Er zijn rozen zoals de egelantier (R. rubiginosa) waarvan ook de groene blaadjes geuren (naar appels) en rozen met groene bloemen (R. ‘Viridiflora’). Veel rozen geven na de bloei prachtige bottels (van rood, via oranje naar zelfs bruin en zwart).
Tips voor het planten en snoeien
Rozen die in pot zijn gekweekt, kun je het hele jaar door planten. Behalve als het vriest. Rozen die met kale wortels worden geleverd, in het vroege voorjaar of late najaar planten.
Wist je dat?
Van en met rozen werd en wordt een heel scala aan producten gemaakt: Rozenolie noemden we al. Daarmee worden rozenwaters, parfums, zalven e.d. gemaakt.
Van de rozenbottels, vooral R. rugosa-bottels, worden compotes en jams gemaakt. Rozensiroop en rozengebak zijn ook algemeen bekend.
Zelf rozenkralen maken
Bijna vergeten zijn de beroemde rozenkralen.

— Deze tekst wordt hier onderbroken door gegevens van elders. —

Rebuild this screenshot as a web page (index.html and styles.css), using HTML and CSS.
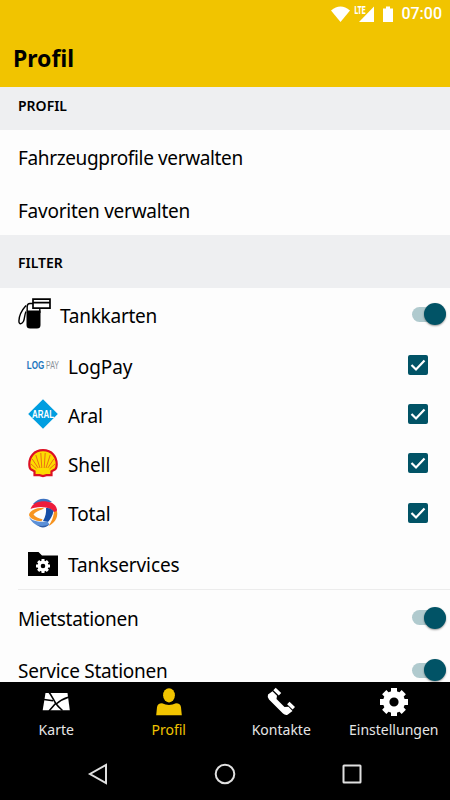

Daarvoor worden liefst blaadjes van de apothekersroos gebruikt (R. gallica ‘Officinalis’) omdat die hun geur langer vasthouden dan enige andere roos. Hak de rozenblaadjes fijn, zet ze onder water in een pan. Gedurende drie achtereenvolgende dagen een uurtje verwarmen (niet laten koken!). Kneed van de ontstane massa kraalvormige balletjes, laat drogen, prik er gaatjes in en rijg ze aan elkaar. Als zo’n ketting op de warme huid wordt gedragen komt de rozengeur vrij.